The Egyptian strongman, expected to once again assume the office of the presidency after winning the March 26-28 vote by a substantial margin, claimed that he had nothing to do with the lack of candidates, reports Reuters.

“You are blaming me for something that I have nothing to do with,” declared the prospectively re-elected President Sisi said in the interview that was aired on major Egyptian channels.

“I swear to God, I wished 1,2,3 or even 10 distinguished people [ran] and you choose,” he added. “We are not ready, isn’t it a shame … we have more than 100 parties, nominate someone.”

The lack of challengers has prompted several analysts, namely Wachira Maina, a constitutional lawyer in Africa, to dub Sisi Egypt’s pharaonic president, given the lack of credible candidates running against him.

Technically a democracy, it appears Egypt will continue to be ruled by a high-ranking officer who is using the military to rule.

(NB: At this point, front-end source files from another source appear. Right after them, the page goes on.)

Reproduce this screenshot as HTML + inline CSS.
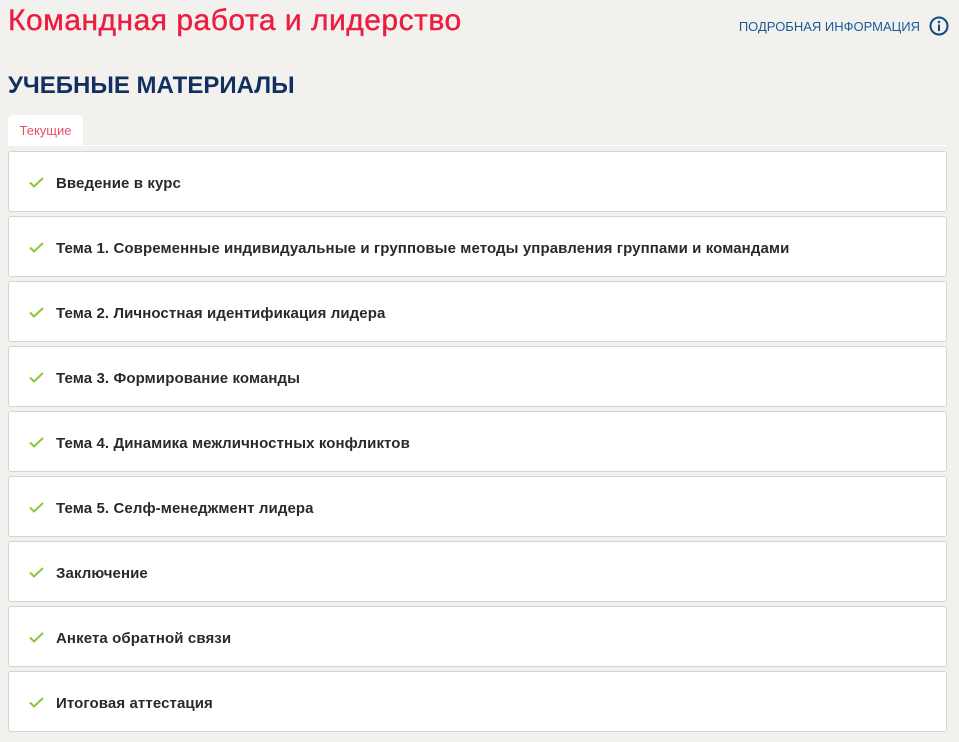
<!DOCTYPE html>
<html><head><meta charset="utf-8"><style>
body{margin:0;background:#f2f1ee;font-family:"Liberation Sans","DejaVu Sans",sans-serif;width:959px;height:742px;overflow:hidden;position:relative}
.t{position:absolute;left:8px;top:4px;font-size:30px;color:#ec1d40;letter-spacing:0.5px;-webkit-text-stroke:0.4px #ec1d40}
.info{position:absolute;right:10px;top:16px;font-size:13px;color:#1d5b96;display:flex;align-items:center}
.info span{margin-right:9px}
.h{position:absolute;left:8px;top:72px;font-size:24px;font-weight:bold;color:#12305f}
.tab{position:absolute;left:8px;top:115px;width:75px;height:30px;background:#fff;border-radius:5px 5px 0 0;font-size:13px;color:#e8506a;text-align:center;line-height:31px}
.line{position:absolute;left:8px;top:145px;width:939px;height:1px;background:#fff}
.c{position:absolute;left:8px;width:937px;height:59px;background:#fff;border:1px solid #d4d4d4;border-radius:3px}
.c svg{position:absolute;left:20px;top:25px}
.c span{position:absolute;left:47px;top:23px;font-size:15px;font-weight:bold;color:#2a2a2a;letter-spacing:0.1px}
</style></head><body>
<div class="t">Командная работа и лидерство</div>
<div class="info"><span>ПОДРОБНАЯ ИНФОРМАЦИЯ</span><svg width="20" height="20" viewBox="0 0 20 20"><circle cx="10" cy="10" r="8.5" fill="none" stroke="#0f4a86" stroke-width="2"/><circle cx="10" cy="6" r="1.3" fill="#0f4a86"/><rect x="9" y="8.5" width="2" height="6.5" fill="#0f4a86"/></svg></div>
<div class="h">УЧЕБНЫЕ МАТЕРИАЛЫ</div>
<div class="tab">Текущие</div>
<div class="line"></div>
<div class="c" style="top:151px"><svg width="15" height="11"><path d="M1 5.5l4 4L14 1" fill="none" stroke="#8cc63f" stroke-width="2"/></svg><span>Введение в курс</span></div>
<div class="c" style="top:216px"><svg width="15" height="11"><path d="M1 5.5l4 4L14 1" fill="none" stroke="#8cc63f" stroke-width="2"/></svg><span>Тема 1. Современные индивидуальные и групповые методы управления группами и командами</span></div>
<div class="c" style="top:281px"><svg width="15" height="11"><path d="M1 5.5l4 4L14 1" fill="none" stroke="#8cc63f" stroke-width="2"/></svg><span>Тема 2. Личностная идентификация лидера</span></div>
<div class="c" style="top:346px"><svg width="15" height="11"><path d="M1 5.5l4 4L14 1" fill="none" stroke="#8cc63f" stroke-width="2"/></svg><span>Тема 3. Формирование команды</span></div>
<div class="c" style="top:411px"><svg width="15" height="11"><path d="M1 5.5l4 4L14 1" fill="none" stroke="#8cc63f" stroke-width="2"/></svg><span>Тема 4. Динамика межличностных конфликтов</span></div>
<div class="c" style="top:476px"><svg width="15" height="11"><path d="M1 5.5l4 4L14 1" fill="none" stroke="#8cc63f" stroke-width="2"/></svg><span>Тема 5. Селф-менеджмент лидера</span></div>
<div class="c" style="top:541px"><svg width="15" height="11"><path d="M1 5.5l4 4L14 1" fill="none" stroke="#8cc63f" stroke-width="2"/></svg><span>Заключение</span></div>
<div class="c" style="top:606px"><svg width="15" height="11"><path d="M1 5.5l4 4L14 1" fill="none" stroke="#8cc63f" stroke-width="2"/></svg><span>Анкета обратной связи</span></div>
<div class="c" style="top:671px"><svg width="15" height="11"><path d="M1 5.5l4 4L14 1" fill="none" stroke="#8cc63f" stroke-width="2"/></svg><span>Итоговая аттестация</span></div>
</body></html>
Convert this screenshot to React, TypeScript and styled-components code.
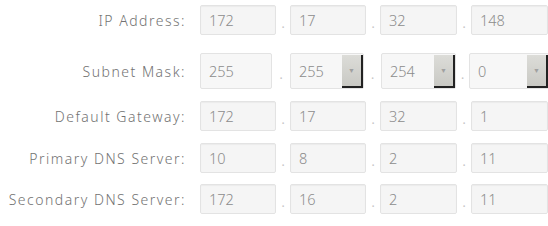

Referring presidential candidates, Reuters reveals:

Except for one who has come out in support of Sisi, all former challengers dropped over alleged intimidation. … Two prominent former military men made surprise announcements late last year and in January that they would run against Sisi, with indications from the street that their bids might be popular.

One of them, ex-military chief of staff Sami Anan, was arrested in January, accused of illegally running for public office, and remains detained. The other, former air force commander and prime minister Ahmed Shafik, also dropped his presidential bid.

Reuters learned from human rights groups that the Sisi administration has been silencing criticism by cracking down on dissenters in the media.

After a popular uprising overthrew Mohamed Morsi, a member of the Muslim Brotherhood, in 2014, then-chief of the Army Sisi assumed control of the country, ultimately becoming president.

Some analysts suggest security has deteriorated in the country, particularly when it comes to Christian minorities targeted by the likes of the Islamic State (ISIS/ISIL), which primarily operates in the restive Sinai peninsula region. However, Sisi’s anti-terrorism credentials have played well in the west, yielding praise from U.S. President Donald Trump who has lauded the Egyptian leader for a “tremendous job under trying circumstances.”

ISIS attacks have killed and injured hundreds, including adherents of the mystic Sufism side of Islam and Coptic Christians.

In response, Sisi has launched a crackdown on the jihadist with no pity, taking into custody about 60,000 people on terrorism charges.